Local industries speak with area eighth grade students about careers at expo

By Wes Tomlinson  

For the Enquirer  

 

The eighth graders who attended a career expo Thursday won’t be in the workforce for a few years, but more than 50 businesses and industries took the opportunity to give them a preview of the many careers that will be available to them. 

The Endless Opportunities Job Fair, a hands-on career expo hosted by the Decatur-Morgan County Chamber of Commerce, began Thursday at Ingalls Harbor Pavilion. Representatives of numerous companies answered questions and engaged with students about the specifics of their jobs. The expo Thursday was exclusively for Morgan County eighth graders, with a repeat of the event planned Friday hosting Limestone County eighth graders. 

Fisher Nix, an eighth grade student at Hartselle Junior High School, was wearing a blue hat with the Cook’s Pest Control logo on it along with several of his classmates. 

“Actually, I never thought about it before today, but I might look into Cook’s as a career,” he said. 

The Madagascar hissing cockroaches and tarantula that Cook’s had on display at its booth got his interest, Nix said. 

That was the point, said Jason Kiefer, the training supervisor for Cook’s Pest Control. 

“It allows us to be able to interact with the kids and they get to see something they usually wouldn’t see on a normal basis,” he said.  

Kiefer said he doesn’t believe a lot of students consider pest control as a viable career and events like the expo allow his team to explain to them the importance of the job. 

“Just starting out as a technician, all you need is a high school diploma and you can make a really good living,” Kiefer said. “Even during the pandemic, we are an essential service. We never stopped working. People were staying home more and requesting pest control more so we were just as busy then as now.” 

The unemployment rate in Alabama is 2.1% and in Morgan County it’s 2%,  according to the Alabama Department of Labor, which means many local companies are struggling to fill labor gaps. Expos like this one are part of the long-term effort. 

“It’s tough and we are hiring weekly,” said Marquieta Wiley, project coordinator for Fite Building Co. 

Wiley represented Fite at the expo Thursday and instructed students to take apart a 2-foot-high series of wooden blocks without knocking them over, like a large Jenga game. She said now is the time to reach students while they are young so they will consider trades like construction as they are nearing high school graduation. 

“We’re trying to pull trade back in,” Wiley said. “We go around to schools and try to reach kids and tell them there are good jobs you can get without a college degree if you can’t afford college. Trade jobs are good jobs.” 

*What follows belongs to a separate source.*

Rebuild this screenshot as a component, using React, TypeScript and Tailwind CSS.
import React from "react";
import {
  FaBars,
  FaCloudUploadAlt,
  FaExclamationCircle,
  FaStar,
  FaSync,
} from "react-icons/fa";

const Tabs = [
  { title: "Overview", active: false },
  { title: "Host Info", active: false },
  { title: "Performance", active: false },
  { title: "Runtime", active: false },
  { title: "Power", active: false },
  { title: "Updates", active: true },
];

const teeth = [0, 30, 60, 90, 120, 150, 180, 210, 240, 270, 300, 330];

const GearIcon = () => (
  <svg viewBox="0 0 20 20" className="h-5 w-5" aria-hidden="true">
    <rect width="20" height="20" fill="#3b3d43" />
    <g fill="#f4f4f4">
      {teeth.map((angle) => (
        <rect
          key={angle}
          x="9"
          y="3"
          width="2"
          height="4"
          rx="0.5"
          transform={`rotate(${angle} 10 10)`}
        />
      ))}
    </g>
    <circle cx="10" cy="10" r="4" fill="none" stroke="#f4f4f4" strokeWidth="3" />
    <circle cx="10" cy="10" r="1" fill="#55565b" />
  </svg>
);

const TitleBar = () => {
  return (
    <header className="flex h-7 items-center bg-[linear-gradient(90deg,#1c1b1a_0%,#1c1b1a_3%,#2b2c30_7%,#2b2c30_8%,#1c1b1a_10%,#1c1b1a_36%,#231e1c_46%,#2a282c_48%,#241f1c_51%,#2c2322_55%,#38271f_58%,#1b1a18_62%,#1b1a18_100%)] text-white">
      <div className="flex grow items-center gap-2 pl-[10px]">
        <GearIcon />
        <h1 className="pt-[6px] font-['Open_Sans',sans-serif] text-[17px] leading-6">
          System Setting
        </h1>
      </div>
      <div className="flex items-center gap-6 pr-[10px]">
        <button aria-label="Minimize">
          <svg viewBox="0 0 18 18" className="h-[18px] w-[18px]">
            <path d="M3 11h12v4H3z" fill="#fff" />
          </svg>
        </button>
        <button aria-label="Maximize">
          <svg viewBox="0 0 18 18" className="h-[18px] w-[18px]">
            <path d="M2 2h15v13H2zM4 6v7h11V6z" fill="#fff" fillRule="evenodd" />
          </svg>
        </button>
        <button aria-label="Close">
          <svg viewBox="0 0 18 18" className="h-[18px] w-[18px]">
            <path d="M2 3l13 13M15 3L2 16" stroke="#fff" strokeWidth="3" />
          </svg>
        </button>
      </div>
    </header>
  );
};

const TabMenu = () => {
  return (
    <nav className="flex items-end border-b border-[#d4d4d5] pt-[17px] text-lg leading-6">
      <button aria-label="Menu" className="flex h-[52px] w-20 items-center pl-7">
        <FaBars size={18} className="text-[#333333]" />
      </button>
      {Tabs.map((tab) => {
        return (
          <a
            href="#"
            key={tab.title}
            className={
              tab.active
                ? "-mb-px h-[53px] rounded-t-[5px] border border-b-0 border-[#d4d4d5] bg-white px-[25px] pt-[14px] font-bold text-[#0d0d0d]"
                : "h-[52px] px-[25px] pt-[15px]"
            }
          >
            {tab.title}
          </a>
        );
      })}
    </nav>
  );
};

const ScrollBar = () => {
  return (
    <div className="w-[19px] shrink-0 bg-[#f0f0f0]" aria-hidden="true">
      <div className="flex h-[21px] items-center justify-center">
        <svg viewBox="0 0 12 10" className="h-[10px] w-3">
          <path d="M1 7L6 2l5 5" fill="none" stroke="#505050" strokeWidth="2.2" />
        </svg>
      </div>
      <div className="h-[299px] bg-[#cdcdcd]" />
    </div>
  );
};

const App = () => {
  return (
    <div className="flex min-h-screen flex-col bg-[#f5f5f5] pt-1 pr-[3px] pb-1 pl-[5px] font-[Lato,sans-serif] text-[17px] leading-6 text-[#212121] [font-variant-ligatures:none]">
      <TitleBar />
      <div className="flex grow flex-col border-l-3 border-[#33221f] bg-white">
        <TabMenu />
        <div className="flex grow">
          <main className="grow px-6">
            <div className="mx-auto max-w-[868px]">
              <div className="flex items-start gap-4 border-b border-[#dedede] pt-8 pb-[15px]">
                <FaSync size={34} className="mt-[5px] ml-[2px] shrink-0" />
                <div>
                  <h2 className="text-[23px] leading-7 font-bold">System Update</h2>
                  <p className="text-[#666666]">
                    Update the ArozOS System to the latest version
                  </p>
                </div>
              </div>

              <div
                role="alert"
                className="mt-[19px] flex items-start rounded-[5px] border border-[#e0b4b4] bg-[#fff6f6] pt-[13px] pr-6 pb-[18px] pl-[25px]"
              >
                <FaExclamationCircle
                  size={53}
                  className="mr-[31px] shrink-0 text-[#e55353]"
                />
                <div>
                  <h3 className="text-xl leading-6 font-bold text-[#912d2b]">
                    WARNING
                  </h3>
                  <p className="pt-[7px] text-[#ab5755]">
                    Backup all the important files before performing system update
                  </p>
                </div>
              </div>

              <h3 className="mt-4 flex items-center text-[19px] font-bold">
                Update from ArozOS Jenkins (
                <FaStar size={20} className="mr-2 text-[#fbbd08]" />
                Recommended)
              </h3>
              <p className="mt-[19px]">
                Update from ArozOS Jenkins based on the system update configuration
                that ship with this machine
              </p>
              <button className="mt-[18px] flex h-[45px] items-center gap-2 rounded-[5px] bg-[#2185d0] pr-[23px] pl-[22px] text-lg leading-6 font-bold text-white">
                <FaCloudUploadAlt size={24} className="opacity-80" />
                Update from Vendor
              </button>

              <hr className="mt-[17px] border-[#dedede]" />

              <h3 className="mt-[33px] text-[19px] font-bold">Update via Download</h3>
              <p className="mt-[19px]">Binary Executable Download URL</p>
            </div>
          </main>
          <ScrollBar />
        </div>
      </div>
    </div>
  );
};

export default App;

Wiley said Fite provides all necessary training, including paying for employees to attend classes and training for their commercial driver’s license. 

“We also do extension training and they can complete (occupational safety) certifications,” Wiley said. “We invest in people who show interest.” 

Workers at 3M Co. were also there to highlight their work. Human Resources Supervisor Ellory Cartagena said students can get hired right out of high school for several jobs they offer. 

“We hire production that doesn’t require any college, but we also have four-year college careers like engineers and human resources positions,” Cartagena said. 

Amber Fortenberry from the Decatur-Morgan County Chamber of Commerce said the expo presents an opportunity for kids to have hands-on experience with companies as they exhibit and explain features of their work. Fortenberry, the director of talent development and recruitment, said this is her sixth year to be involved with the expo.